Thursday, February 2, 2018,
1:10-2:25 p.m. Waterman 402
Sophie Gonet, Elliptic curves over the complex numbers
We introduce the projective plane, elliptic curves as abelian varieties, and the projective embedding of a complex 1-dimensional torus into projective space via the Weierstrass p-function. We then briefly discuss the endomorphism ring of a complex 1-dimensional torus. Time permitting, Christelle will discuss projective embeddings via theta functions.
Thursday, April 12, 2018,
1:10-2:25 p.m.

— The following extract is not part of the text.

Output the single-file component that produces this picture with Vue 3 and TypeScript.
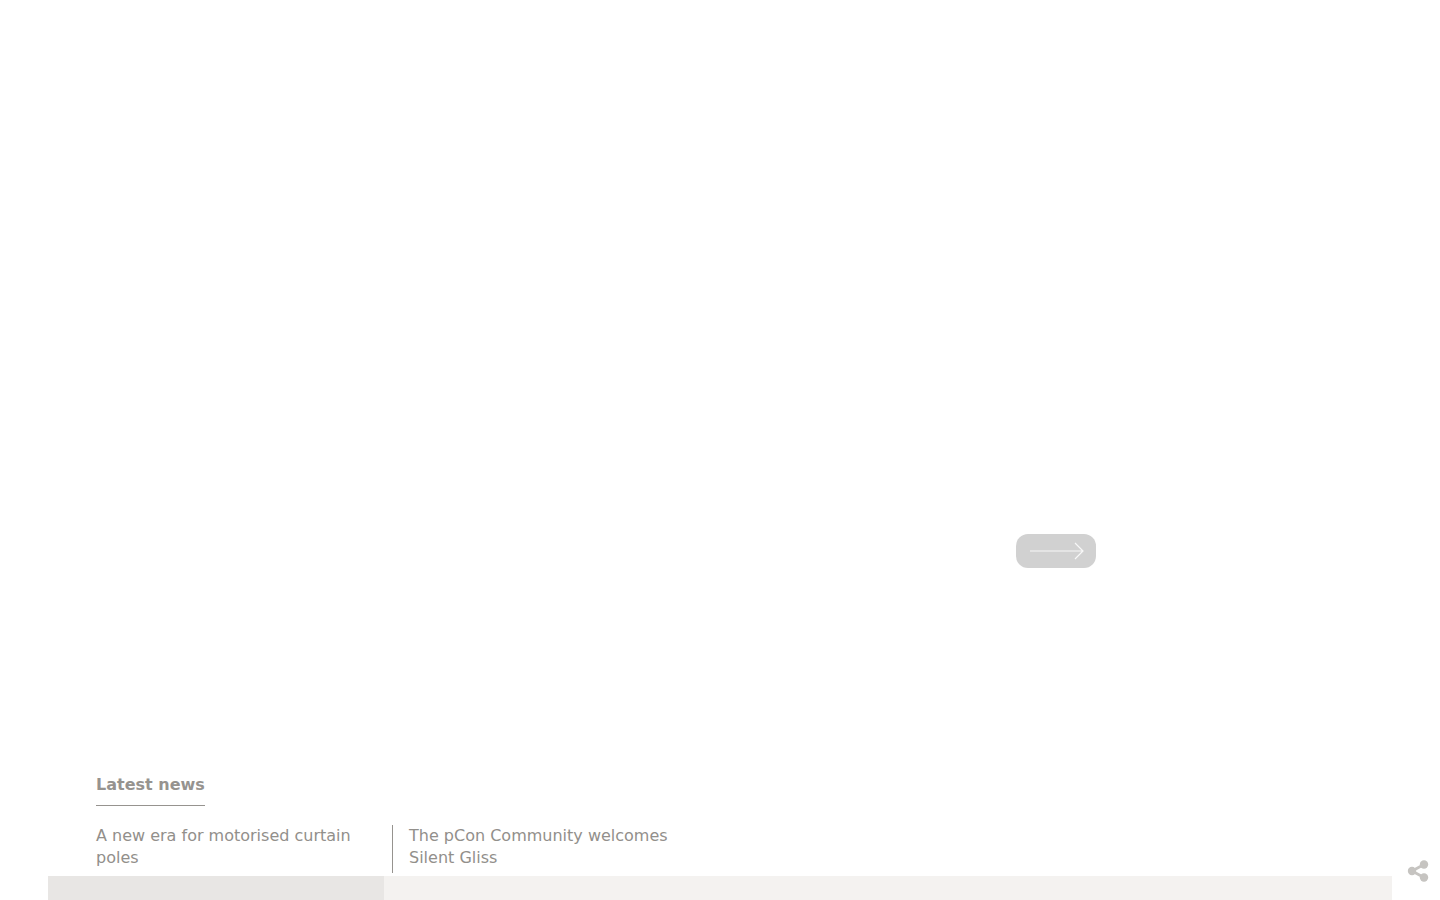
<script setup lang="ts">
const news = [
  'A new era for motorised curtain poles',
  'The pCon Community welcomes Silent Gliss',
]
</script>

<template>
  <div class="page">
    <section class="hero">
      <button class="next-button" type="button" aria-label="Next">
        <svg width="56" height="20" viewBox="0 0 56 20" fill="none">
          <path d="M2 10H55M47 2L55 10L47 18" stroke="#f8f8f8" stroke-width="1.200" />
        </svg>
      </button>
    </section>

    <section class="latest">
      <h2 class="latest-title">Latest news</h2>
      <div class="news-list">
        <a v-for="item in news" :key="item" class="news-item">{{ item }}</a>
      </div>
    </section>

    <div class="strip">
      <div class="strip-active"></div>
    </div>

    <button class="share" type="button" aria-label="Share">
      <svg width="22" height="24" viewBox="0 0 22 24" fill="none">
        <path d="M5 12L17 5.500M5 12L17 18.500" stroke="#c6c4c1" stroke-width="2.800" />
        <circle cx="5" cy="12" r="4.200" fill="#c6c4c1" />
        <circle cx="17" cy="5.500" r="4.200" fill="#c6c4c1" />
        <circle cx="17" cy="18.500" r="4.200" fill="#c6c4c1" />
      </svg>
    </button>
  </div>
</template>

<style>
html,
body {
  margin: 0;
  background: #fff;
}
</style>

<style scoped>
.page {
  height: 900px;
  overflow: hidden;
  font-family: "DejaVu Sans", sans-serif;
  color: #928f8b;
}

.hero {
  box-sizing: border-box;
  height: 774px;
  padding: 534px 0 0 1016px;
}

.next-button {
  display: flex;
  align-items: center;
  justify-content: center;
  width: 80px;
  height: 34px;
  padding: 0;
  border: none;
  border-radius: 12px;
  background: #d1d1d1;
}

.latest {
  padding: 0 48px 0 96px;
}

.latest-title {
  display: inline-block;
  margin: 0;
  padding-bottom: 10px;
  border-bottom: 1px solid #96938f;
  font-size: 16px;
  font-weight: 700;
  line-height: 21px;
  color: #96938f;
}

.news-list {
  display: flex;
  margin-top: 19px;
  height: 48px;
}

.news-item {
  box-sizing: border-box;
  width: 296px;
  padding-right: 16px;
  font-size: 16px;
  line-height: 22px;
}

.news-item + .news-item {
  width: 292px;
  padding: 0 0 0 16px;
  border-left: 1px solid #96938f;
}

.strip {
  display: flex;
  height: 24px;
  margin: 3px 48px 0;
  background: #f4f2f0;
}

.strip-active {
  width: 336px;
  background: #e8e6e4;
}

.share {
  position: fixed;
  right: 11px;
  top: 859px;
  display: flex;
  padding: 0;
  border: none;
  background: none;
}
</style>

Waterman 402
Jonathan Sands, The Mordell-Lang conjecture on subvarieties of abelian varieties
Following Mazur's expository article from the year 2000, we present a brief outline of the proof of the Mordell-Lang conjecture based on work of Vojta, Faltings, Buium, Voloch, and others. A version of this states that under standard hypotheses, a subvariety of an abelian variety is in fact a translate of an abelian subvariety. A consequence is the classical Mordell conjecture that a smooth projective irreducible algebraic curve over a number field is the Zariski closure of its rational points over some larger number field if and only if the curve has genus 0 or 1. For the purposes of exposition, we will focus on fields of characteristic 0.
Thursday, April 26, 2018,
1:10-2:25 p.m. Waterman 402
David Dummit, Complex Multiplication Abelian Varieties
This talk will review the definitions and some of the basic information for
"CM abelian varieties" - those abelian varieties 'with complex multiplication(s)'.
This generalizes the results in the case of elliptic curves (the abelian varieties
of dimension 1) and the talk will indicate some of the results for CM elliptic curves
in greater detail as motivation for the higher dimensional case, in particular
attempting to address the question "why would one care about CM abelian varieties?"